Yonni trained new recruits until he became Ehud’s deputy. Now, I became responsible for making fighters out of people with the basic combination of high intelligence, technical ability, and physical fitness required of any special forces unit.
But I also looked for integrity in my fighters, as well as native skills that went beyond what could be taught. From driving to shooting, swimming to climbing, everyone learned every skill — but some would always be better than others in their particular talent. It’s the toughest regimen in the IDF, and many, if not most, are unable to complete the course.
Familiarity with the IDF’s entire arsenal of personal weapons, ranging from those made by the Israel Military Industries (IMI) to those acquired either in the world arms market or as booty from the enemy, is elementary in Sayeret Matkal.
First and foremost, scouts must observe and report accurately. Sayeret Matkal fighters learn to use all the observation and communications instruments available to the IDF. Night-scopes, cameras, binoculars, and radios of all types and sizes — a Sayeret Matkal fighter is proficient with them all.

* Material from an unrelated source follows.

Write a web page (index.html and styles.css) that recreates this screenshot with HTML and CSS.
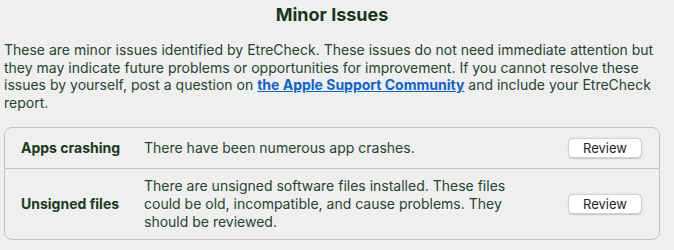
FILE: index.html
```html
<!DOCTYPE html>
<html>
<head>
<meta charset="utf-8">
<link rel="stylesheet" href="styles.css">
</head>
<body>
<div class="page">
  <h1 class="title">Minor Issues</h1>
  <p class="intro">These are minor issues identified by EtreCheck. These issues do not need immediate attention but they may indicate future problems or opportunities for improvement. If you cannot resolve these issues by yourself, post a question on <a class="link" href="#">the Apple Support Community</a> and include your EtreCheck report.</p>
  <div class="box">
    <div class="row row-one">
      <div class="label">Apps crashing</div>
      <div class="desc">There have been numerous app crashes.</div>
      <div class="action"><button class="btn">Review</button></div>
    </div>
    <div class="row">
      <div class="label">Unsigned files</div>
      <div class="desc">There are unsigned software files installed. These files could be old, incompatible, and cause problems. They should be reviewed.</div>
      <div class="action"><button class="btn">Review</button></div>
    </div>
  </div>
</div>
</body>
</html>
```
FILE: styles.css
```css
html, body {
  margin: 0;
  padding: 0;
  background: #efefef;
}
body {
  font-family: Inter, "Noto Sans", "Liberation Sans", sans-serif;
  color: #1f4424;
}
.page {
  padding: 4px 14px 0 4px;
}
.title {
  margin: 0;
  text-align: center;
  font-size: 18px;
  line-height: 22px;
  font-weight: 700;
  color: #123a17;
}
.intro {
  margin: 15px 0 0 0;
  font-size: 14px;
  line-height: 17.5px;
  color: #22472a;
}
.link {
  color: #0b63d8;
  font-weight: 700;
  text-decoration: underline;
}
.box {
  margin-top: 16px;
  border: 1px solid #c2c2c2;
  border-radius: 8px;
}
.row {
  display: grid;
  grid-template-columns: 123px 376px 1fr;
  align-items: center;
  padding: 8px 17px 8px 16px;
  font-size: 14px;
  line-height: 18px;
}
.row-one {
  min-height: 24px;
  border-bottom: 1px solid #c2c2c2;
}
.label {
  font-weight: 700;
  color: #163d1b;
}
.desc {
  color: #22472a;
}
.action {
  display: flex;
  justify-content: flex-end;
}
.btn {
  width: 74px;
  height: 20px;
  padding: 0;
  font-family: Inter, "Noto Sans", "Liberation Sans", sans-serif;
  font-size: 13px;
  line-height: 18px;
  color: #262626;
  background: #ffffff;
  border: 0.5px solid #d0d0d0;
  border-radius: 5px;
  box-shadow: 0 0.5px 1.5px rgba(0,0,0,0.18);
}
```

Maps — reading them and drawing them accurately — as well as aerial photographs, become as easy to decipher as a newspaper. The soldiers learn to move, and hide in, every kind of terrain. In tiny Israel, the topography ranges from the snows of Mount Hermon to the desert canyons of the Negev. Sayeret Matkal is at home everywhere in the country.
They learn camouflage techniques, taking care of their air supply and waste disposal, living on hard, dry compressed tack, proving they know how to stay cool with the enemy walking over their heads. Self-control and presence of mind are as critical as a fighting spirit. At least once during their initial training, they are kidnapped — literally off the street in civilian clothes, sometimes — and taken prisoner to see if they can stand up to the pressures of interrogation, believing that their tormentors truly are Arabs. Sayeret Matkal always makes sure that many, if not most, of its soldiers know Arabic. I don’t — except for basic farmer’s talk. My specialties lie elsewhere.